The Niagara Purple Eagles women's basketball team is the college basketball team that represent Niagara University in Lewiston, New York, United States. The school's team currently competes in the Metro Atlantic Athletic Conference.

History
Niagara began play in 1974. They joined the MAAC in 1989. They have never made the NCAA tournament. Their brief achievements came in regional AIAWs, such as winning the New York AIAW Championship in 1978 and 1980 and the Eastern AIAW in 1979, with a Third Place finish in the AIAW Small College tournament. They made it to the ECAC North title game in 1986, losing to St. Anslem's 77–65 and lost to Saint Peter's 66–38 in the 1997 MAAC title game. They have reached the second round of the MAAC tournament numerous times but have never won it. As of the end of the 2015–16 season, the Purple Eagles have an all-time record of 456–575. In 2023 Niagara made history by reaching the WNIT tournament for the first time in program history.

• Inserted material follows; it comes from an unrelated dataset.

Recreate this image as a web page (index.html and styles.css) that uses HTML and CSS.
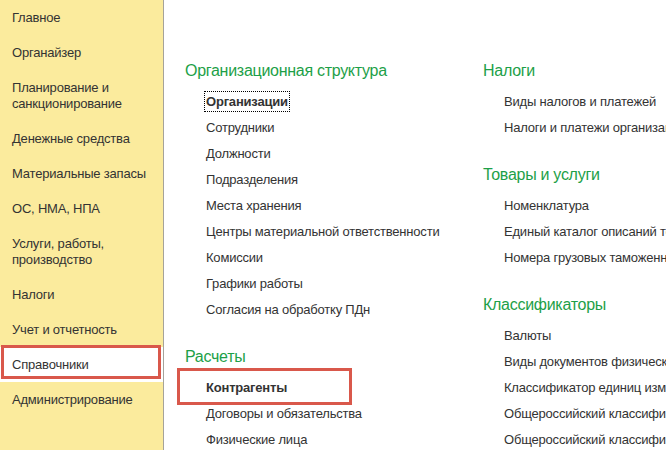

The Purple Eagles would ultimately fall to Green Bay in their first appearance in the tournament ending one of the best seasons in the history of Niagara women's basketball.

Postseason

AIAW College Division/Division II
The Purple Eagles made two appearances in the AIAW National Division II Basketball Tournament, with a combined record of 3–2.

WNIT results 
The Purple Eagles have appeared in 1 Women's National Invitation Tournament.